Dear Word Detective: While composing an email, I recently used the word “roughshod,” as in “to ride roughshod” over someone. I was surprised when the spellchecker did not disagree with my first hack at spelling the unusual word, as it just looked wrong. Despite having used the word verbally on many occasions, I didn’t recall ever writing it or having seen it in print. I know the meaning of the phrase is to be domineering. I can only guess the phrase is an allusion to being run over by someone or something outfitted or “shod” with something rough, shoes or tires perhaps. — Major Thomas Bauchspies, Baghdad, Iraq.
Well, that’s the problem with computer spellcheckers. You never know whether they (and you) are spelling the word correctly, whether someone has made a mistake in the dictionary file they check things against, or whether they’re just messing with your mind. I have mine set to just underline suspect words, and it usually flags typical errors like “teh.” But occasionally it will quietly accept something one of the cats types while I’m out of the room (such as “WiDdl3e9lim” or “7thtro!!”), which are interesting words but usually not what I had in mind for my next sentence. It really makes me wonder what else it’s considering perfectly acceptable.
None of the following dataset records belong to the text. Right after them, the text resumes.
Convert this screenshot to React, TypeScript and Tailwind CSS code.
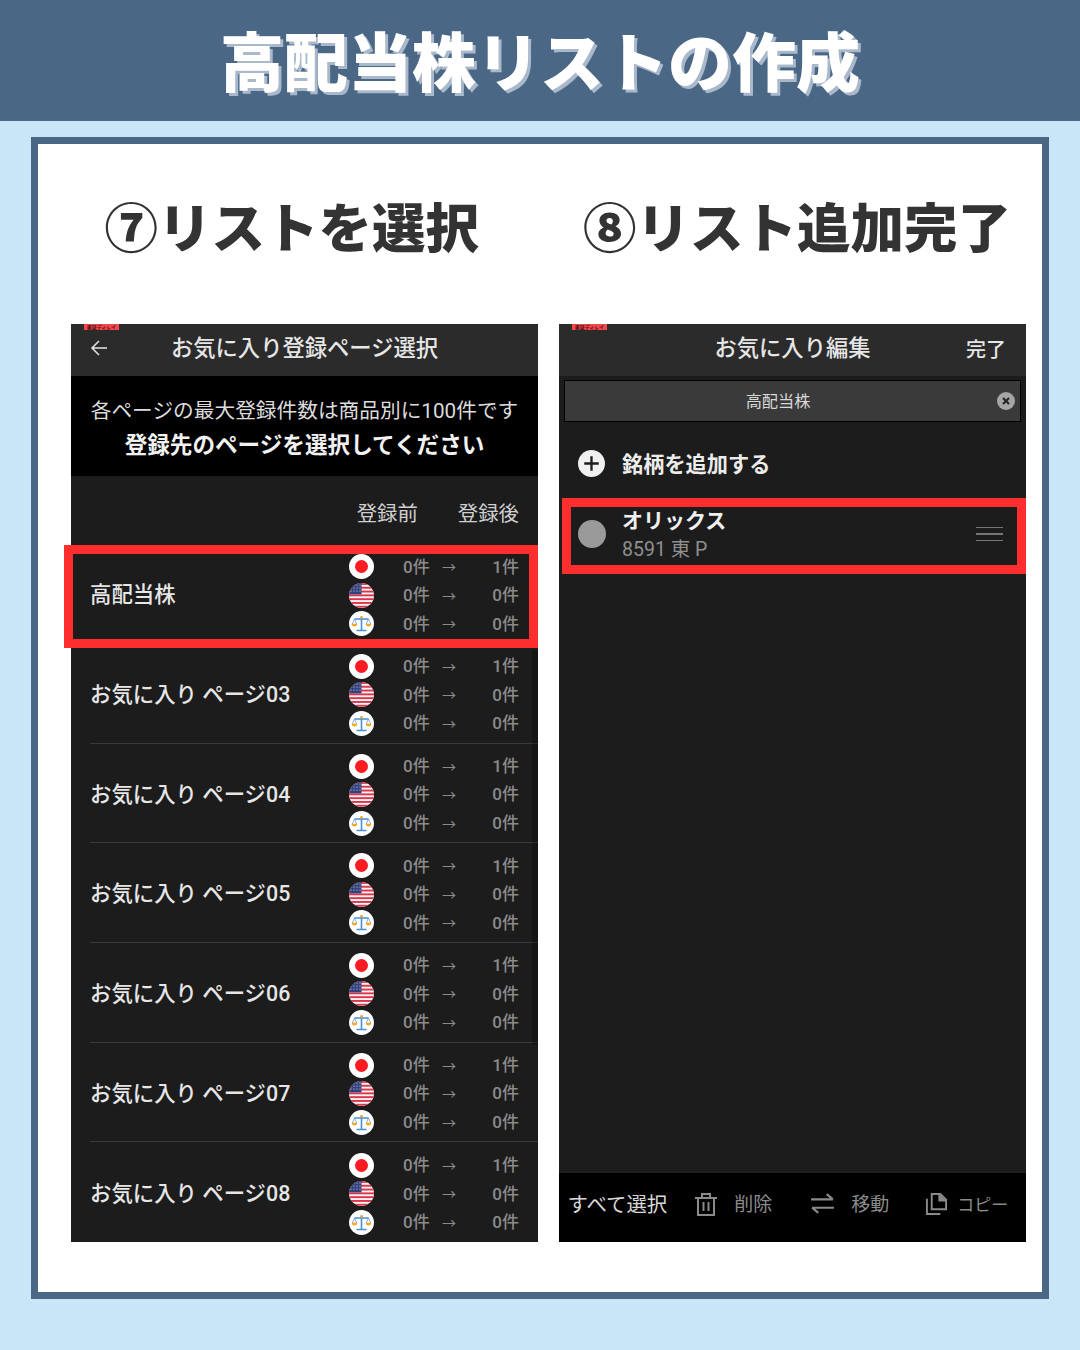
import React from "react";

const Jp = () => (
  <svg viewBox="0 0 25 25" className="w-[25px] h-[25px] block">
    <circle cx="12.5" cy="12.5" r="12.5" fill="#fff" />
    <circle cx="12.5" cy="12.5" r="6.5" fill="#fb1c23" />
  </svg>
);
const Us = () => {
  const id = React.useId();
  return (
    <svg viewBox="0 0 25 25" className="w-[25px] h-[25px] block">
      <defs>
        <clipPath id={id}><circle cx="12.5" cy="12.5" r="12.5" /></clipPath>
      </defs>
      <g clipPath={`url(#${id})`}>
        <rect width="25" height="25" fill="#f4f4f4" />
        {[0, 3.8, 7.6, 11.4, 15.2, 19, 22.8].map((y) => (
          <rect key={y} x="0" y={y} width="25" height="1.9" fill="#e0344a" />
        ))}
        <rect width="12.5" height="11.4" fill="#33427c" />
        {[2, 5, 8].map((y) =>
          [2, 5, 8, 11].map((x) => <circle key={`${x}-${y}`} cx={x} cy={y} r="0.6" fill="#dfe3f0" />)
        )}
      </g>
    </svg>
  );
};
const Scale = () => (
  <svg viewBox="0 0 25 25" className="w-[25px] h-[25px] block">
    <circle cx="12.5" cy="12.5" r="12.5" fill="#fff" />
    <path d="M12.5 6v13M7.5 19.5h10M5.5 8h14" stroke="#4a90d9" strokeWidth="1.6" fill="none" />
    <path d="M5.5 8l-2.2 5M5.5 8l2.2 5M19.5 8l-2.2 5M19.5 8l2.2 5" stroke="#4a90d9" strokeWidth="0.7" fill="none" />
    <path d="M2.8 12.8h5.4a2.7 2.7 0 0 1-5.4 0zM16.8 12.8h5.4a2.7 2.7 0 0 1-5.4 0z" fill="#f5a623" />
    <circle cx="12.5" cy="6.4" r="1.4" fill="#f5a623" />
  </svg>
);

const Badge = () => (
  <div className="absolute z-10 left-[13px] top-0 w-[35px] h-[6px] bg-[#f4474c] text-[5px] leading-[6px] text-[#3a1010] text-center whitespace-nowrap font-bold">
    東証ディレイ
  </div>
);

const Stat = ({ icon, after }: { icon: React.ReactNode; after: string }) => (
  <div className="flex items-center h-[28.5px]">
    <div className="w-[25px] mr-[29px] shrink-0 mt-[3px]">{icon}</div>
    <span className="w-[26px] mt-[4px] text-[17px] font-medium text-[#8b8b8b] whitespace-nowrap">0件</span>
    <span className="w-[13px] ml-[13px] mt-[4px] text-[14px] text-[#8b8b8b] leading-none">→</span>
    <span className="w-[64px] mt-[4px] text-right text-[17px] font-medium text-[#8b8b8b] whitespace-nowrap">{after}</span>
  </div>
);

const Row = ({ name, line }: { name: string; line: boolean }) => (
  <div className={`h-[99.67px] ml-[19px] flex items-center justify-between pr-[19px] ${line ? "border-b border-b-[#3a3a3a]" : ""}`}>
    <span className="text-[21.4px] mt-[3px] font-medium text-[#e6e6e6] whitespace-nowrap">{name}</span>
    <div className="flex flex-col">
      <Stat icon={<Jp />} after="1件" />
      <Stat icon={<Us />} after="0件" />
      <Stat icon={<Scale />} after="0件" />
    </div>
  </div>
);

const Heading = ({ text, cls }: { text: string; cls: string }) => (
  <div className={`h-[180px] flex items-center pb-[18px] ${cls}`}>
    <h2 className="text-[53.5px] leading-none font-black text-[#333333] whitespace-nowrap">{text}</h2>
  </div>
);

export default function App() {
  const pages = ["高配当株", "お気に入り ページ03", "お気に入り ページ04", "お気に入り ページ05", "お気に入り ページ06", "お気に入り ページ07", "お気に入り ページ08"];
  return (
    <div className="w-[1080px] h-[1350px] bg-[#c9e5f8] overflow-hidden font-['Roboto','Noto_Sans_CJK_JP','Noto_Sans',sans-serif]">
      <header className="h-[121px] bg-[#4a6785] flex items-center justify-center pb-[5px]">
        <h1 className="text-[64px] leading-none font-black font-['Noto_Sans_CJK_JP',sans-serif] text-white [text-shadow:3px_3px_0_#a9b8ca] whitespace-nowrap">高配当株リストの作成</h1>
      </header>
      <div className="px-[31px] pt-[16px]">
        <div className="h-[1162px] border-[7px] border-[#4a6785] bg-white pl-[33px] pr-[16px] grid grid-cols-[467px_467px] gap-x-[21px] font-['Noto_Sans_CJK_JP',sans-serif]">
          <section>
            <Heading text="⑦リストを選択" cls="pl-[33.5px]" />
            <div className="relative h-[918px] bg-[#1c1c1c] font-['Roboto','Noto_Sans_CJK_JP',sans-serif]">
              <Badge />
              <div className="h-[52px] bg-[#2b2b2b] flex items-center justify-center relative pb-[2px]">
                <svg viewBox="0 0 18 18" className="absolute left-[19px] top-[15px] w-[18px] h-[18px]" fill="none" stroke="#e6e6e6" strokeWidth="1.5">
                  <path d="M17 9H2M9 2L2 9l7 7" />
                </svg>
                <span className="text-[22.3px] font-medium text-[#e6e6e6] whitespace-nowrap">お気に入り登録ページ選択</span>
              </div>
              <div className="h-[100px] bg-black flex flex-col items-center justify-center pt-[5px]">
                <p className="text-[20.7px] leading-[34px] -mt-[1px] text-[#dcdcdc] whitespace-nowrap">各ページの最大登録件数は商品別に100件です</p>
                <p className="text-[22.6px] leading-[34px] mt-[1px] font-bold text-[#f2f2f2] whitespace-nowrap">登録先のページを選択してください</p>
              </div>
              <div className="h-[68.5px] flex items-center justify-end gap-[40px] pr-[19px] pt-[9px] text-[20.4px] text-[#cfcfcf]">
                <span>登録前</span>
                <span>登録後</span>
              </div>
              <div>
                {pages.map((p, i) => (
                  <Row key={p} name={p} line={i < pages.length - 1} />
                ))}
              </div>
              <div className="absolute left-[461px] top-[326px] w-[6px] h-[395px] bg-black/25" />
              <div className="absolute -left-[7px] top-[221px] w-[474px] h-[103px] border-[9px] border-[#ff2e2e]" />
            </div>
          </section>
          <section>
            <Heading text="⑧リスト追加完了" cls="pl-[24px]" />
            <div className="relative h-[918px] bg-[#1c1c1c] flex flex-col font-['Roboto','Noto_Sans_CJK_JP',sans-serif]">
              <Badge />
              <div className="h-[52px] shrink-0 bg-[#2b2b2b] flex items-center justify-center relative pb-[2px]">
                <span className="text-[22.3px] font-medium text-[#e6e6e6] whitespace-nowrap">お気に入り編集</span>
                <span className="absolute right-[20px] top-[11px] text-[20px] font-medium text-[#e6e6e6]">完了</span>
              </div>
              <div className="mx-[5px] mt-[4px] h-[42px] shrink-0 bg-[#3a3a3a] border border-black flex items-center justify-center relative">
                <span className="text-[16.2px] mt-[2px] text-[#d8d8d8] -ml-[29px]">高配当株</span>
                <svg viewBox="0 0 18 18" className="absolute right-[5px] top-[11px] w-[18px] h-[18px]">
                  <circle cx="9" cy="9" r="9" fill="#a5a5a5" />
                  <path d="M6 6l6 6M12 6l-6 6" stroke="#222" strokeWidth="2" />
                </svg>
              </div>
              <div className="flex items-center h-[82px] shrink-0 pl-[19px]">
                <svg viewBox="0 0 28 28" className="w-[27px] h-[27px] shrink-0">
                  <circle cx="14" cy="14" r="14" fill="#f0f0f0" />
                  <path d="M14 6.5v15M6.5 14h15" stroke="#1c1c1c" strokeWidth="2.4" />
                </svg>
                <span className="ml-[17px] mt-[4px] text-[21.2px] font-bold text-[#ececec] whitespace-nowrap">銘柄を追加する</span>
              </div>
              <div className="flex items-center h-[60px] shrink-0 pl-[19px] pr-[23px]">
                <div className="w-[28px] h-[28px] rounded-full bg-[#9a9a9a] shrink-0" />
                <div className="ml-[16px] flex flex-col flex-1 mt-[2px]">
                  <span className="text-[21px] leading-[28px] font-bold text-[#f0f0f0]">オリックス</span>
                  <span className="text-[19.5px] leading-[28px] mt-[1px] text-[#8f8f8f]">8591 東 P</span>
                </div>
                <div className="w-[27px] flex flex-col gap-[5px]">
                  <div className="h-[1.5px] bg-[#767676]" />
                  <div className="h-[1.5px] bg-[#767676]" />
                  <div className="h-[1.5px] bg-[#767676]" />
                </div>
              </div>
              <div className="flex-1" />
              <div className="h-[69px] shrink-0 bg-black flex items-center pl-[8.5px] pb-[8px] whitespace-nowrap">
                <span className="text-[20.4px] mt-[4px] text-[#d8d8d8]">すべて選択</span>
                <svg viewBox="0 0 24 24" className="ml-[27px] w-[24px] h-[24px]" fill="none" stroke="#8a8a8a" strokeWidth="2">
                  <path d="M1 6h22M8 6V2h8v4M4 6v17h16V6M9.5 10v9M14.5 10v9" />
                </svg>
                <span className="ml-[16px] mt-[4px] text-[19px] text-[#8a8a8a]">削除</span>
                <svg viewBox="0 0 24 24" className="ml-[38px] w-[25px] h-[25px]" fill="none" stroke="#8a8a8a" strokeWidth="2">
                  <path d="M1 8h21M16 3l6 5M23 16H2M8 21l-6-5" />
                </svg>
                <span className="ml-[16px] mt-[4px] text-[19px] text-[#8a8a8a]">移動</span>
                <svg viewBox="0 0 24 24" className="ml-[36px] w-[23px] h-[23px]" fill="none" stroke="#8a8a8a" strokeWidth="2">
                  <path d="M2 7v16h14" />
                  <path d="M7 2h9l6 6v10H7z" />
                  <path d="M15 2v7h7" fill="#8a8a8a" />
                </svg>
                <span className="ml-[9px] mt-[4px] text-[17px] text-[#8a8a8a]">コピー</span>
              </div>
              <div className="absolute left-[3px] top-[174px] w-[464px] h-[76px] border-[9.5px] border-[#ff2e2e]" />
            </div>
          </section>
        </div>
      </div>
    </div>
  );
}
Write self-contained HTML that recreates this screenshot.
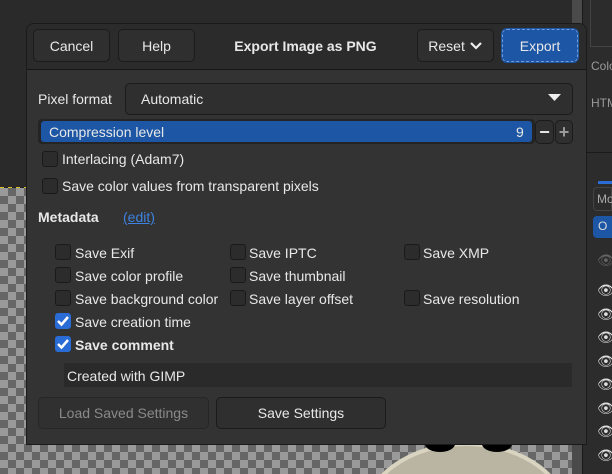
<!DOCTYPE html>
<html style="width:612px;height:474px;overflow:hidden"><head><meta charset="utf-8"><style>
*{box-sizing:border-box;margin:0;padding:0}
body{width:612px;height:474px;overflow:hidden;background:#2a2a2a;font-family:"Liberation Sans","DejaVu Sans",sans-serif;font-size:14px;color:#e8e8e8;position:relative}
.abs{position:absolute}
.checker{background-color:#9a9a9a;background-image:linear-gradient(45deg,#666 25%,transparent 25%,transparent 75%,#666 75%),linear-gradient(45deg,#666 25%,transparent 25%,transparent 75%,#666 75%);background-size:16px 16px;background-position:0 0,8px 8px}
.btn{position:absolute;background:#2f2f2f;border:1px solid #1b1b1b;border-radius:5px;display:flex;align-items:center;justify-content:center;font-size:14px;color:#e8e8e8}
.cb{position:absolute;width:16px;height:16px;border:1px solid #1a1a1a;border-radius:3px;background:#2c2c2c}
.cb.on{background:#2a6cd6;border-color:#2a6cd6}
.lbl{position:absolute;font-size:14px;line-height:16px;white-space:nowrap}
.eye{position:absolute;left:597px;color:#ddd;font-size:14px;line-height:16px}
</style></head><body>
<div class="abs" style="left:0;top:0;width:612px;height:474px;overflow:hidden">
<div class="abs checker" style="left:0;top:188px;width:572px;height:286px"></div>
<div class="abs" style="left:0;top:187px;width:572px;height:1px;background:repeating-linear-gradient(90deg,#e0c020 0 4px,#222 4px 8px)"></div>
<svg class="abs" style="left:360px;top:430px" width="212" height="44" viewBox="0 0 212 44">
<ellipse cx="106" cy="90" rx="103" ry="76" fill="#b9b5a2" stroke="#d8d4c0" stroke-width="4"/>
<ellipse cx="80" cy="14" rx="15" ry="8" fill="#000"/>
<ellipse cx="137" cy="14" rx="15" ry="8" fill="#000"/>
</svg>
<div class="abs" style="left:572px;top:0;width:10px;height:474px;background:#4a4a4a"></div>
<div class="abs" style="left:582px;top:0;width:30px;height:474px;background:#2c2c2c;border-left:1px solid #1a1a1a"></div>
<div class="abs" style="left:590px;top:0;width:22px;height:47px;border-left:1px solid #444;border-bottom:1px solid #444"></div>
<div class="lbl" style="left:591px;top:58px;color:#999;font-size:12px">Colo</div>
<div class="lbl" style="left:591px;top:95px;color:#999;font-size:12px">HTM</div>
<div class="abs" style="left:585px;top:152px;width:27px;height:1px;background:#1a1a1a"></div>
<div class="abs" style="left:598px;top:181px;width:14px;height:3px;background:#2a6cd6"></div>
<div class="abs" style="left:593px;top:187px;width:19px;height:24px;border:1px solid #444;border-radius:4px 0 0 4px;color:#aaa;font-size:12px;padding:4px 0 0 3px">Mo</div>
<div class="abs" style="left:593px;top:216px;width:19px;height:22px;background:#1c56a5;border-radius:4px 0 0 4px;color:#ddd;font-size:12px;padding:3px 0 0 5px">O</div>
<div class="eye" style="top:252px;color:#666">👁</div>
<div class="eye" style="top:282px">👁</div><div class="eye" style="top:306px">👁</div><div class="eye" style="top:329px">👁</div><div class="eye" style="top:353px">👁</div><div class="eye" style="top:376px">👁</div><div class="eye" style="top:400px">👁</div><div class="eye" style="top:423px">👁</div><div class="eye" style="top:447px">👁</div>
<div class="abs" style="left:26px;top:23px;width:561px;height:422px;background:#333;border:1px solid #1a1a1a;border-radius:8px 8px 0 0;overflow:hidden">
  <div class="abs" style="left:0;top:0;width:561px;height:46px;background:#2b2b2b;border-bottom:1px solid #161616"></div>
</div>
<div class="btn" style="left:33px;top:29px;width:77px;height:33px">Cancel</div>
<div class="btn" style="left:118px;top:29px;width:77px;height:33px">Help</div>
<div class="lbl" style="left:197px;top:38px;width:217px;text-align:center;font-weight:bold">Export Image as PNG</div>
<div class="btn" style="left:417px;top:29px;width:77px;height:33px">Reset&nbsp;<svg width="14" height="10" viewBox="0 0 14 10"><path d="M2 2l5 5 5-5" stroke="#eee" stroke-width="2.2" fill="none"/></svg></div>
<div class="btn" style="left:502px;top:29px;width:76px;height:33px;background:#1c56a5;border:1px dashed #6f9be0;outline:1px solid #1c56a5">Export</div>
<div class="lbl" style="left:38px;top:91px">Pixel format</div>
<div class="btn" style="left:125px;top:83px;width:448px;height:32px;justify-content:flex-start;padding-left:15px">Automatic</div>
<svg class="abs" style="left:548px;top:94px" width="14" height="9"><path d="M0 0h13L6.5 7z" fill="#eee"/></svg>
<div class="abs" style="left:38px;top:119px;width:497px;height:25px;background:#242424;border-radius:4px"></div>
<div class="abs" style="left:41px;top:121px;width:491px;height:21px;background:#1c56a5;border-radius:3px"></div>
<div class="lbl" style="left:49px;top:124px">Compression level</div>
<div class="lbl" style="left:516px;top:124px">9</div>
<div class="btn" style="left:535px;top:120px;width:19px;height:24px;font-size:18px;font-weight:bold">−</div>
<div class="btn" style="left:555px;top:120px;width:18px;height:24px;font-size:18px;font-weight:bold;color:#999">+</div>
<div class="cb" style="left:42px;top:151px"></div><div class="lbl" style="left:62px;top:151px">Interlacing (Adam7)</div>
<div class="cb" style="left:42px;top:178px"></div><div class="lbl" style="left:62px;top:178px">Save color values from transparent pixels</div>
<div class="lbl" style="left:38px;top:209px;font-weight:bold">Metadata</div>
<div class="lbl" style="left:123px;top:209px;color:#3d82e0;text-decoration:underline">(edit)</div>
<div class="cb" style="left:55px;top:244px"></div><div class="lbl" style="left:75px;top:245px">Save Exif</div>
<div class="cb" style="left:230px;top:244px"></div><div class="lbl" style="left:249px;top:245px">Save IPTC</div>
<div class="cb" style="left:404px;top:244px"></div><div class="lbl" style="left:423px;top:245px">Save XMP</div>
<div class="cb" style="left:55px;top:267px"></div><div class="lbl" style="left:75px;top:268px">Save color profile</div>
<div class="cb" style="left:230px;top:267px"></div><div class="lbl" style="left:249px;top:268px">Save thumbnail</div>
<div class="cb" style="left:55px;top:290px"></div><div class="lbl" style="left:75px;top:291px">Save background color</div>
<div class="cb" style="left:230px;top:290px"></div><div class="lbl" style="left:249px;top:291px">Save layer offset</div>
<div class="cb" style="left:404px;top:290px"></div><div class="lbl" style="left:423px;top:291px">Save resolution</div>
<div class="cb on" style="left:55px;top:313px"><svg width="14" height="14" viewBox="0 0 14 14"><path d="M2 7l3.5 3.5L12 3" stroke="#fff" stroke-width="2.5" fill="none"/></svg></div><div class="lbl" style="left:75px;top:314px">Save creation time</div>
<div class="cb on" style="left:55px;top:336px"><svg width="14" height="14" viewBox="0 0 14 14"><path d="M2 7l3.5 3.5L12 3" stroke="#fff" stroke-width="2.5" fill="none"/></svg></div><div class="lbl" style="left:75px;top:337px;font-weight:bold">Save comment</div>
<div class="abs" style="left:64px;top:363px;width:508px;height:24px;background:#2a2a2a"></div>
<div class="lbl" style="left:67px;top:368px">Created with GIMP</div>
<div class="btn" style="left:38px;top:397px;width:171px;height:32px;color:#8a8a8a;background:#303030;border-color:#262626">Load Saved Settings</div>
<div class="btn" style="left:216px;top:397px;width:170px;height:32px">Save Settings</div>
</div>
</body></html>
For an idiom that’s been around since the late 18th century, “to ride (or “run”) roughshod” remains remarkably popular today. A search for the phrase on Google News returns 113 hits from current news sources. The phrase seems especially popular in sports coverage (“Rangers ride roughshod over Falcons”), where it’s used as a synonym of “vanquish” or “decisively defeat.” But it’s also popular in political coverage (“Now, after years of being allowed to run roughshod over Wisconsin’s political process, these ‘independent expenditure’ groups may find themselves forced to compete on a level playing field,” Green Bay Press-Gazette, 11/13/08). This is more in line with the full modern meaning of “to ride roughshod,” which is “to act without any consideration for legal constraints, norms of behavior, or the feelings of others.”
All of these meanings are, however, figurative, not literal. The original literal meaning of “to ride roughshod” was far more brutal. In the 17th century, a horse that was “roughshod” was shod with horseshoes with the nailheads, or sometimes metal points, projecting from the bottom of the shoe. This gave the horse better traction on slippery ground or ice. But when cavalry horses were “roughshod,” they became brutal weapons in a charge against foot soldiers. As bad as being trampled by a horse must be, being struck by “roughshod” hooves is apparently far worse.
Thus “to ride roughshod” began as a synonym for “to brutally crush or tyrannize,” and only after several centuries was it diluted to its modern metaphorical meaning of “to charge ahead with no regard for the rules.”